● GIVEN EXERCISE: From the very first line of the data to the line containing "const activeTab = ref('認証設定')", retype everything exactly, leaving the pictures behind.

Stored items
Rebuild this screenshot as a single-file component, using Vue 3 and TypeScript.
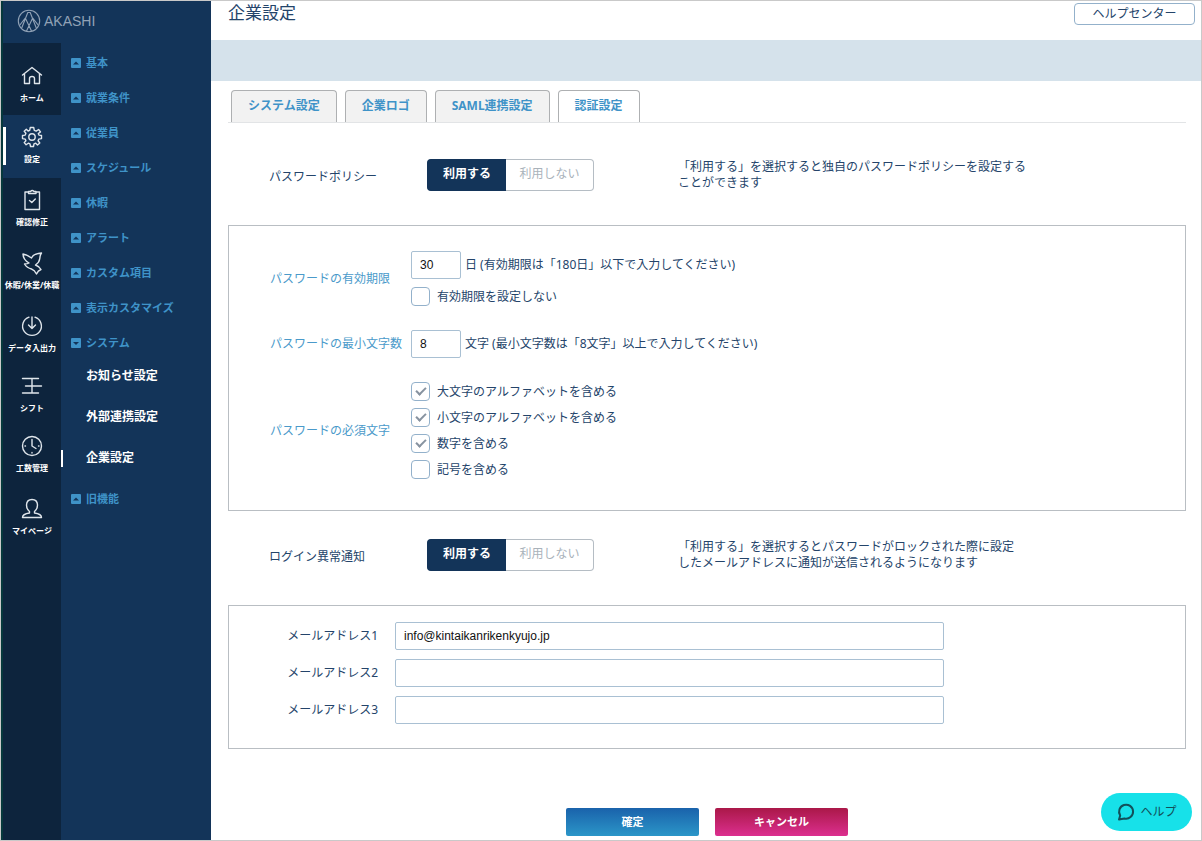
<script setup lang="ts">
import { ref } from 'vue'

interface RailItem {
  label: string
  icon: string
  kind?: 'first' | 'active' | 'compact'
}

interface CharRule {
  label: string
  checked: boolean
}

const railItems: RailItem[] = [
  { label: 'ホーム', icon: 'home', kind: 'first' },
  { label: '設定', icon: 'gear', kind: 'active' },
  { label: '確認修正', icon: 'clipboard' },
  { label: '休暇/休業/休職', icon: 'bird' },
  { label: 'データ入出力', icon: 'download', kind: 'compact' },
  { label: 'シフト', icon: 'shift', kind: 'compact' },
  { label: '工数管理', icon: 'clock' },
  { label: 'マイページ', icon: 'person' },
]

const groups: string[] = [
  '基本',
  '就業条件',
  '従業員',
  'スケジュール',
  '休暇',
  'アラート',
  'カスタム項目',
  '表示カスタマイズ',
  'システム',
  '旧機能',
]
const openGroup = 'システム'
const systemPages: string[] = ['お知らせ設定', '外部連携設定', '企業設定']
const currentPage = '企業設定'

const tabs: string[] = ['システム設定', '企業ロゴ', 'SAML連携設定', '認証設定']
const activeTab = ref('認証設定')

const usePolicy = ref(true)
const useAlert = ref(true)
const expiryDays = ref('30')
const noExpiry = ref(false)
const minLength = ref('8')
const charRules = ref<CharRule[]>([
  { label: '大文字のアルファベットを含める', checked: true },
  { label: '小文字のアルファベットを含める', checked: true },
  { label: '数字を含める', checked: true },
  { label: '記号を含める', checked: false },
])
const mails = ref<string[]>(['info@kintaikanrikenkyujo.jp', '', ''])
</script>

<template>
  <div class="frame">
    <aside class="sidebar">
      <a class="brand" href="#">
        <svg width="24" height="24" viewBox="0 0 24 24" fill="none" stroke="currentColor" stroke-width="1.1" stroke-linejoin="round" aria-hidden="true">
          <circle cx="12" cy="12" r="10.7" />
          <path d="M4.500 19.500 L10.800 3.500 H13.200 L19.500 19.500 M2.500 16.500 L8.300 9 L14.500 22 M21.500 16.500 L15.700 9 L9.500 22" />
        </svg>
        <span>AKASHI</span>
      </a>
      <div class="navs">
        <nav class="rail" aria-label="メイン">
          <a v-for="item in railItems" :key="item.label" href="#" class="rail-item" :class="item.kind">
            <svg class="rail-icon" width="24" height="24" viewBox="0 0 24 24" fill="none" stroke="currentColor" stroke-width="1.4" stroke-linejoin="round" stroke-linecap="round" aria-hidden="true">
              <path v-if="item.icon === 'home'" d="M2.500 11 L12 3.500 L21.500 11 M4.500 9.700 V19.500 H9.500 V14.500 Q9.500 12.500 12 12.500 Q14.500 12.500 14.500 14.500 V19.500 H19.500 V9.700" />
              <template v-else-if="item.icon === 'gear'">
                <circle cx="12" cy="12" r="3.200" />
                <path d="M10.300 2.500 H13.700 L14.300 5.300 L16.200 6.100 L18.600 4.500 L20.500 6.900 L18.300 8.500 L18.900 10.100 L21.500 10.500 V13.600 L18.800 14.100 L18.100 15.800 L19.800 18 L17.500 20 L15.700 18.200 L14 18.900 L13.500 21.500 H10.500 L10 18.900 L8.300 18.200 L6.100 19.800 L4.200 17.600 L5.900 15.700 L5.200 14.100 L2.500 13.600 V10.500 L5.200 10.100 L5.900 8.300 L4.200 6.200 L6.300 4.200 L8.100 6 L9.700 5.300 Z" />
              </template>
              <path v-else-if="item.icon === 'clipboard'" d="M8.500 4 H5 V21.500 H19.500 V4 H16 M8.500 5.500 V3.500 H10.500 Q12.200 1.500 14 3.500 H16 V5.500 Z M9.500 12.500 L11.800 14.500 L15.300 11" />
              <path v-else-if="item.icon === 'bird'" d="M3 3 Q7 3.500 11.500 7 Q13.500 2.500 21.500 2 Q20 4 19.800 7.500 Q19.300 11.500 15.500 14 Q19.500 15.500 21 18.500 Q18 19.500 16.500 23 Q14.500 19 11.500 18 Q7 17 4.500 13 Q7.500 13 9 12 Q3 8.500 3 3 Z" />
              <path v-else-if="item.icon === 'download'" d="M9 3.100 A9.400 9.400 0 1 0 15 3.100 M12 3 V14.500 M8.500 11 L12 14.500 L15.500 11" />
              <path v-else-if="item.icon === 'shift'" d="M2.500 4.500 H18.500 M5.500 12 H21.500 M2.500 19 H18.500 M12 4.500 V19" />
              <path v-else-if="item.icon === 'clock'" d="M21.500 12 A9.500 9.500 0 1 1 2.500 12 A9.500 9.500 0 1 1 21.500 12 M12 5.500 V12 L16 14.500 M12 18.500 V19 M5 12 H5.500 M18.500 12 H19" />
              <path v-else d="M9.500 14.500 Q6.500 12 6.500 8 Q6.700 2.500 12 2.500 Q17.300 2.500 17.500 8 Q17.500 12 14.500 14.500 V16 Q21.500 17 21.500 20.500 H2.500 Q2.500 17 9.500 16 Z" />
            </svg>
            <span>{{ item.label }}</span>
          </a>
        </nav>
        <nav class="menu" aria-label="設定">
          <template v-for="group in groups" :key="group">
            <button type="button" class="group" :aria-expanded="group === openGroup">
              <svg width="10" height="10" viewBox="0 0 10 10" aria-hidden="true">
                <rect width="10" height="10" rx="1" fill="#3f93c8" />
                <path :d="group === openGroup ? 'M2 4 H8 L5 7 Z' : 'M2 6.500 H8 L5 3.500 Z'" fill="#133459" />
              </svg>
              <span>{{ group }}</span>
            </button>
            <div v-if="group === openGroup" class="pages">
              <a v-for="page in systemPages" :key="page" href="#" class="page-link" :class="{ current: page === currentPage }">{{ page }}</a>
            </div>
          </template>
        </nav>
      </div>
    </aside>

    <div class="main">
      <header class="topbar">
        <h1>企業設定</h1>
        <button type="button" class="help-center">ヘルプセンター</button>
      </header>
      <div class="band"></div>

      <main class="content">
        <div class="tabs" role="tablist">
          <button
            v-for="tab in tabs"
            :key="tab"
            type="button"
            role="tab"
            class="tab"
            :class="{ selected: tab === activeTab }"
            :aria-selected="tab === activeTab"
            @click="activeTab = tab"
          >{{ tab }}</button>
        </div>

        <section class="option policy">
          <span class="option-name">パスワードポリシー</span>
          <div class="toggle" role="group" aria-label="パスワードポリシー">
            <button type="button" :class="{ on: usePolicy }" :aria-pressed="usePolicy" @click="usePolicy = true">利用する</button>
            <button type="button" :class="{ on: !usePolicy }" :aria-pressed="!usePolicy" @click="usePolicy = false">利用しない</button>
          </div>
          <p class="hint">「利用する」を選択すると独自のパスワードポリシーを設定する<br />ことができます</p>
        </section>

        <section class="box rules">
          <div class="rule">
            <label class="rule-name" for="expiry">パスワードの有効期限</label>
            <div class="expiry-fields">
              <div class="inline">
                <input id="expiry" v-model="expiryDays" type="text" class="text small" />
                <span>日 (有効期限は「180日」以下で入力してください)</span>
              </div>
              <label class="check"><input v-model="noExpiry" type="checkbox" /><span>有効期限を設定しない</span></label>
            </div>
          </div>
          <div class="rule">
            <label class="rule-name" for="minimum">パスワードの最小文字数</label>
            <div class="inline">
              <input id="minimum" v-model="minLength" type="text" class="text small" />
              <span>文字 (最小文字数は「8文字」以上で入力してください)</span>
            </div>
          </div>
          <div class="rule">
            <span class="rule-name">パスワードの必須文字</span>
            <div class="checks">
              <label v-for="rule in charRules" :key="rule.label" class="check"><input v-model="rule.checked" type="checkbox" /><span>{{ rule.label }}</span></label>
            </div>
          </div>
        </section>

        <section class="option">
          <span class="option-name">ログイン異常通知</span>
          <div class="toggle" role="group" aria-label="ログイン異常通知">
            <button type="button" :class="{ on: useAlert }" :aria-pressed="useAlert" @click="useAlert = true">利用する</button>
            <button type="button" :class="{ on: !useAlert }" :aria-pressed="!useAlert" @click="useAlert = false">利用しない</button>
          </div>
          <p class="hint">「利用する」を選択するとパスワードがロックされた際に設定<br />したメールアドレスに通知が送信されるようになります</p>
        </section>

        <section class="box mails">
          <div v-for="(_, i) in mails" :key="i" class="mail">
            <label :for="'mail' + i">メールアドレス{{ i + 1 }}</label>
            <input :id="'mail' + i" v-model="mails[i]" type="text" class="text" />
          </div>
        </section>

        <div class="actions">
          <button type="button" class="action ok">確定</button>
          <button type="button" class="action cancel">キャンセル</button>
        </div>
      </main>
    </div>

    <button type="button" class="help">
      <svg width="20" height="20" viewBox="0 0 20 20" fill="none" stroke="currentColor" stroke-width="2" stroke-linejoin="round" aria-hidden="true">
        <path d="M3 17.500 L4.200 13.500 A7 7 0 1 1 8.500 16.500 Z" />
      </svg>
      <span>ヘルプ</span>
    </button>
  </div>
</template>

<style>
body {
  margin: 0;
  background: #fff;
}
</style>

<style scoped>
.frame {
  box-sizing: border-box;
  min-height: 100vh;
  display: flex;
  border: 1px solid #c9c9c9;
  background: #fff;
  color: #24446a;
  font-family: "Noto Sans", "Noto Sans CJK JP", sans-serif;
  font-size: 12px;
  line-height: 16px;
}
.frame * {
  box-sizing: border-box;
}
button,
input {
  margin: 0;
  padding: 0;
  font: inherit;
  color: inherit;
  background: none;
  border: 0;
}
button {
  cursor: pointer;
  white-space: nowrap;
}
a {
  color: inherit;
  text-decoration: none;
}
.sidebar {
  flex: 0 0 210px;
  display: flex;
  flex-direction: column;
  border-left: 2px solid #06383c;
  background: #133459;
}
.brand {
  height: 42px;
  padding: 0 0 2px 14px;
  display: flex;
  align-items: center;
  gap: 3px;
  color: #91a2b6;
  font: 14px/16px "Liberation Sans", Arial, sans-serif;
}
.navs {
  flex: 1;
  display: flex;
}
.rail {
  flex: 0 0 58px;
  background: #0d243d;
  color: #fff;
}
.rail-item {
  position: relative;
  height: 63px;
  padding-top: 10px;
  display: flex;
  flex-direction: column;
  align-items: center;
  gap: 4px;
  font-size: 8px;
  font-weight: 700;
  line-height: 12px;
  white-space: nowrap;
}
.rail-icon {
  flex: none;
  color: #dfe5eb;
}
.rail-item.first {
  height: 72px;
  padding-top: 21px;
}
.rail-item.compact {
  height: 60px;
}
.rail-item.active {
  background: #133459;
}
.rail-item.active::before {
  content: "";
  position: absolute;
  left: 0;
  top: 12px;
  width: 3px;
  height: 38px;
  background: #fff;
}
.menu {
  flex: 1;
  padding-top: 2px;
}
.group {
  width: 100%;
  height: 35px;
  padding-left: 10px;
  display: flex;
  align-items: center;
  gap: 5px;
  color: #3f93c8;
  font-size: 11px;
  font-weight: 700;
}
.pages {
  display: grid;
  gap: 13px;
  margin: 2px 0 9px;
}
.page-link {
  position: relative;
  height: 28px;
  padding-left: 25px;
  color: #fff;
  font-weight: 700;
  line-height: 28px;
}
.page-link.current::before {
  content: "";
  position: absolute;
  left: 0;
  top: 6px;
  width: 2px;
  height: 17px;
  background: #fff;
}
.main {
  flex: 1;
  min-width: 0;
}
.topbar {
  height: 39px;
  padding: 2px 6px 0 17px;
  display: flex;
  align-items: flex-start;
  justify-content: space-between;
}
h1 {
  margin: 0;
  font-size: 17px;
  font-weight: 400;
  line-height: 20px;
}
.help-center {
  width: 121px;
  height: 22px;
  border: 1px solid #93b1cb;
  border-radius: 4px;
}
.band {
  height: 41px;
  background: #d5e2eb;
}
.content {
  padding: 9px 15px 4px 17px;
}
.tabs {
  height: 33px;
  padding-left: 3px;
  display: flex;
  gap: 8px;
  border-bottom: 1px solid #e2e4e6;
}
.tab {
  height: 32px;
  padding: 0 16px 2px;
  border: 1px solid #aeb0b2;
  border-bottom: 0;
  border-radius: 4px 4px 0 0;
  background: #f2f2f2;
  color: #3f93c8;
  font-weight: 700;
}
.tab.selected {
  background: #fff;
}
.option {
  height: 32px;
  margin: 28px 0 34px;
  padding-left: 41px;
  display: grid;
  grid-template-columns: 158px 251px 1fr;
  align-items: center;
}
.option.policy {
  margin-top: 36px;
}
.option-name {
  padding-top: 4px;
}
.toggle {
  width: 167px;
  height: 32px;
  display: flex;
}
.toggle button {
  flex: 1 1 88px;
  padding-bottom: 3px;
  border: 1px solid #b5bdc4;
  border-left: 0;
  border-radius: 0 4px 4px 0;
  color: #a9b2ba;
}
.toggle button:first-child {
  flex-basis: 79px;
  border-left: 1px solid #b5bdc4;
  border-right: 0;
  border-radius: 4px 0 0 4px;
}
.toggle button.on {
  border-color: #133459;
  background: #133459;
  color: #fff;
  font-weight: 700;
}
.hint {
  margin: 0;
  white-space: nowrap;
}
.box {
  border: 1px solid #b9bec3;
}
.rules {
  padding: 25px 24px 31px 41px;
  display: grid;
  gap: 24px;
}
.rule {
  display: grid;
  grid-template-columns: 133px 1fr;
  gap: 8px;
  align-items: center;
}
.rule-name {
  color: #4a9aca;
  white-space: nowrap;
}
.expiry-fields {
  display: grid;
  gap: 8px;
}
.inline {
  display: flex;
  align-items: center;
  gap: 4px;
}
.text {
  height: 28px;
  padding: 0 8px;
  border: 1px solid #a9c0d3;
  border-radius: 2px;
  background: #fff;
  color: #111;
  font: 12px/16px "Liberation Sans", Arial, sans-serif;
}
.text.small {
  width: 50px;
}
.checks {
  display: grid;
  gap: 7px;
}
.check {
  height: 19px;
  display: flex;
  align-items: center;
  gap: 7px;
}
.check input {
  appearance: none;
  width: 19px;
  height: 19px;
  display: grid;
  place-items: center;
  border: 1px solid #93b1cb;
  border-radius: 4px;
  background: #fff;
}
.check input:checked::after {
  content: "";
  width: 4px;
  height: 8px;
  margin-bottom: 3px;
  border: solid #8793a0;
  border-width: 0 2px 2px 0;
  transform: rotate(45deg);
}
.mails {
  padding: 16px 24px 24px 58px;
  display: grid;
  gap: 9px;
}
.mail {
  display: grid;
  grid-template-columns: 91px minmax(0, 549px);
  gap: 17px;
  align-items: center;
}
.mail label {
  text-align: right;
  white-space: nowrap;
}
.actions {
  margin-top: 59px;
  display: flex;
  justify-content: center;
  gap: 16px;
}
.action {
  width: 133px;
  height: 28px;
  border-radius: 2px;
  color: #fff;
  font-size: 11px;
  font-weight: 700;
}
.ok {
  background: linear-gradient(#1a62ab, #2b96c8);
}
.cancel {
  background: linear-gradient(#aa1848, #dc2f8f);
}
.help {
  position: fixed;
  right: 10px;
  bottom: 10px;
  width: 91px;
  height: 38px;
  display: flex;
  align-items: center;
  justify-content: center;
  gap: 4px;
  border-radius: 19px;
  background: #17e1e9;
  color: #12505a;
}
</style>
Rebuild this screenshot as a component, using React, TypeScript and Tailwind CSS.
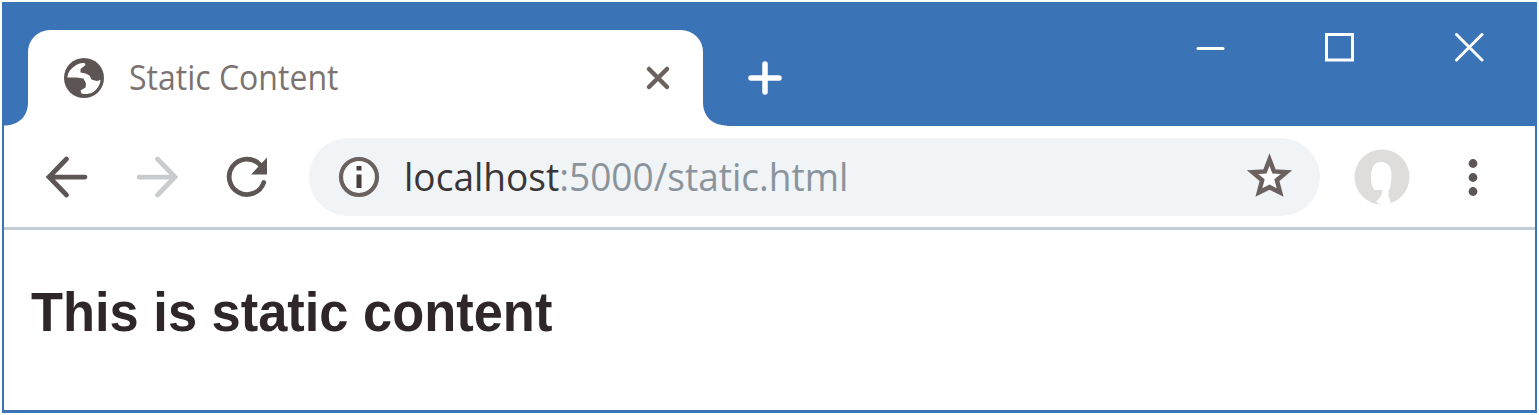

● FINISHED ANSWER:
Rebuild this screenshot as a single-file component, using Vue 3 and TypeScript.
<script setup lang="ts">
import { ref } from 'vue'

interface RailItem {
  label: string
  icon: string
  kind?: 'first' | 'active' | 'compact'
}

interface CharRule {
  label: string
  checked: boolean
}

const railItems: RailItem[] = [
  { label: 'ホーム', icon: 'home', kind: 'first' },
  { label: '設定', icon: 'gear', kind: 'active' },
  { label: '確認修正', icon: 'clipboard' },
  { label: '休暇/休業/休職', icon: 'bird' },
  { label: 'データ入出力', icon: 'download', kind: 'compact' },
  { label: 'シフト', icon: 'shift', kind: 'compact' },
  { label: '工数管理', icon: 'clock' },
  { label: 'マイページ', icon: 'person' },
]

const groups: string[] = [
  '基本',
  '就業条件',
  '従業員',
  'スケジュール',
  '休暇',
  'アラート',
  'カスタム項目',
  '表示カスタマイズ',
  'システム',
  '旧機能',
]
const openGroup = 'システム'
const systemPages: string[] = ['お知らせ設定', '外部連携設定', '企業設定']
const currentPage = '企業設定'

const tabs: string[] = ['システム設定', '企業ロゴ', 'SAML連携設定', '認証設定']
const activeTab = ref('認証設定')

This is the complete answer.